### AVAILABLE DATA
=-=-=-=-=

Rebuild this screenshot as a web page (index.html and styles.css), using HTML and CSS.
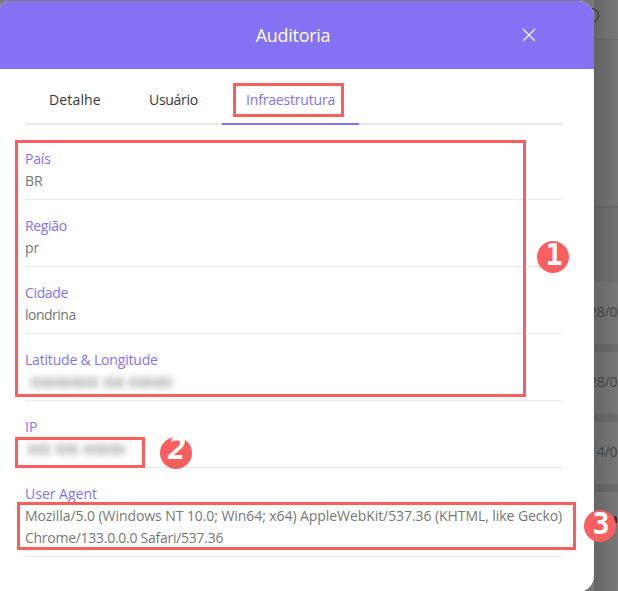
FILE: index.html
```html
<!DOCTYPE html>
<html lang="pt-BR">
<head>
<meta charset="utf-8">
<title>Auditoria</title>
<link rel="stylesheet" href="styles.css">
</head>
<body>
<div class="screen">
  <div class="backdrop">
    <div class="bg-top"></div>
    <div class="bg-filter"></div>
    <div class="bg-head"></div>
    <div class="bg-row">28/0</div>
    <div class="bg-row">28/0</div>
    <div class="bg-row">14/0</div>
    <div class="bg-row bg-last"><i class="bg-mark"></i></div>
    <i class="bg-ring"></i>
  </div>
  <div class="backdrop-shade"></div>
  <section class="modal">
    <header class="modal-header">
      <h1 class="title">Auditoria</h1>
      <svg class="close" viewBox="0 0 14 14" width="14" height="14"><path d="M1 1 13 13M13 1 1 13" fill="none" stroke="#e9e5fd" stroke-width="1.5"/></svg>
    </header>
    <nav class="tabs">
      <span class="tab tab-detail"><b class="t-detail">Detalhe</b></span>
      <span class="tab tab-user"><b class="t-user">Usuário</b></span>
      <span class="tab tab-infra"><b class="t-infra">Infraestrutura</b></span>
    </nav>
    <dl class="fields">
      <div class="field"><dt class="l-country">País</dt><dd>BR</dd></div>
      <div class="field"><dt class="l-region">Região</dt><dd>pr</dd></div>
      <div class="field"><dt class="l-city">Cidade</dt><dd class="v-city">londrina</dd></div>
      <div class="field"><dt class="l-lat">Latitude &amp; Longitude</dt><dd><span class="redacted geo"><i></i><i></i><i></i></span></dd></div>
      <div class="field"><dt>IP</dt><dd><span class="redacted ip"><i></i><i></i><i></i></span></dd></div>
      <div class="field"><dt>User Agent</dt><dd><span class="agent-1">Mozilla/5.0 (Windows NT 10.0; Win64; x64) AppleWebKit/537.36 (KHTML, like Gecko)</span><br><span class="agent-2">Chrome/133.0.0.0 Safari/537.36</span></dd></div>
    </dl>
  </section>
  <div class="mark mark-tab"></div>
  <div class="mark mark-place"></div>
  <div class="mark mark-ip"></div>
  <div class="mark mark-agent"></div>
  <div class="badge badge-1"><span>1</span></div>
  <div class="badge badge-2"><span>2</span></div>
  <div class="badge badge-3"><span>3</span></div>
</div>
</body>
</html>
```
FILE: styles.css
```css
* { box-sizing: border-box; }
body { margin: 0; font-family: "Open Sans", "Noto Sans", sans-serif; }
.screen { position: relative; width: 618px; height: 591px; overflow: hidden; background: #7a7a7a; }
.backdrop { position: absolute; inset: 0; display: flex; flex-direction: column; color: #484848; }
.bg-top { height: 40px; border-bottom: 1px solid #6f6f6f; }
.bg-filter { height: 166px; background: #777; }
.bg-head { height: 76px; background: #747474; border-top: 2px solid #6c6c6c; }
.bg-row { height: 70px; border-bottom: 8px solid #6f6f6f; padding: 20px 0 0 589px; font-size: 14px; line-height: 20px; letter-spacing: -0.2px; white-space: nowrap; }
.bg-last { height: 99px; border: 0; }
.bg-mark { display: block; width: 3px; height: 7px; margin: 4px 0 0 25px; background: #333; border-radius: 0 3px 0 0; }
.bg-ring { position: absolute; left: 584px; top: 8px; width: 15px; height: 15px; border: 1px solid #282828; border-radius: 50%; }
.backdrop-shade { position: absolute; left: 594px; top: 0; width: 24px; height: 100%; background: linear-gradient(90deg, rgba(0,0,0,.17), rgba(0,0,0,.02)); }
.modal { position: relative; margin-top: 1px; width: 594px; height: 591px; border-radius: 8px 16px 16px 0; background: #fff; overflow: hidden; }
.modal-header { height: 68px; background: #8571f4; display: grid; grid-template-columns: 1fr auto 1fr; align-items: center; padding-right: 8px; }
.title { grid-column: 2; margin: 0; color: #fff; font-size: 18px; font-weight: 400; letter-spacing: -.3px; line-height: 24px; }
.close { justify-self: end; margin-right: 50px; }
.tabs { display: flex; height: 56px; margin: 0 32px 0 25px; border-bottom: 2px solid #e9e9e9; }
.tab { height: 56px; padding: 21px 0 0 24px; font-size: 14px; line-height: 20px; color: #363640; white-space: nowrap; }
.tab b { font-weight: 500; }
.tab-detail { width: 100px; }
.tab-user { width: 97px; }
.tab-infra { width: 137px; color: #8571f4; border-bottom: 2px solid #8571f4; }
.t-detail { letter-spacing: .15px; }
.t-user { letter-spacing: -.3px; }
.t-infra { letter-spacing: -.18px; }
.fields { margin: 8px 32px 0 25px; font-size: 14px; line-height: 22px; }
.field { padding: 15px 0 7px; border-bottom: 1px solid #e9e9e9; }
.field dt { color: #8571f4; }
.field dd { margin: 0; min-height: 22px; color: #777; white-space: nowrap; }
.l-country { letter-spacing: -.2px; }
.l-region, .l-city { letter-spacing: -.35px; }
.v-city { letter-spacing: -.5px; }
.l-lat { letter-spacing: -.19px; }
.agent-1 { letter-spacing: -.072px; }
.agent-2 { letter-spacing: -.27px; }
.redacted { display: flex; height: 22px; align-items: center; gap: 5px; filter: blur(3px); }
.redacted i { height: 11px; background: repeating-linear-gradient(90deg, #c9c9c9 0 6px, #e2e2e2 6px 8px, #cfcfcf 8px 13px, #dadada 13px 15px); }
.geo { padding-left: 6px; }
.geo i:nth-child(1) { width: 68px; }
.geo i:nth-child(2) { width: 20px; }
.geo i:nth-child(3) { width: 44px; }
.ip { padding-left: 3px; }
.ip i:nth-child(1) { width: 23px; }
.ip i:nth-child(2) { width: 23px; }
.ip i:nth-child(3) { width: 42px; }
.mark { position: absolute; border: 3px solid #fa5f60; }
.mark-tab { left: 233px; top: 83px; width: 111px; height: 34px; }
.mark-place { left: 15px; top: 140px; width: 511px; height: 257px; }
.mark-ip { left: 15px; top: 437px; width: 130px; height: 31px; }
.mark-agent { left: 17px; top: 502px; width: 559px; height: 48px; }
.badge { position: absolute; width: 32px; height: 32px; border-radius: 50%; background: #fa5f60; color: #fff; display: flex; justify-content: center; font: bold 30px/32px "DejaVu Sans Mono", monospace; }
.badge-1 { left: 537px; top: 241px; }
.badge-2 { left: 160px; top: 437px; }
.badge-3 { left: 584px; top: 510px; }
.badge span { transform: translate(1px, -2px) scaleX(.95); }
.badge-2 span { transform: translate(1px, -4px) skewX(-10deg); }
```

=-=-=-=-=

### OBJECTIVE
Show, from the material above, each line that includes the string "styles".

### COMPLETED TASK
Rebuild this screenshot as a web page (index.html and styles.css), using HTML and CSS.
<link rel="stylesheet" href="styles.css">
FILE: styles.css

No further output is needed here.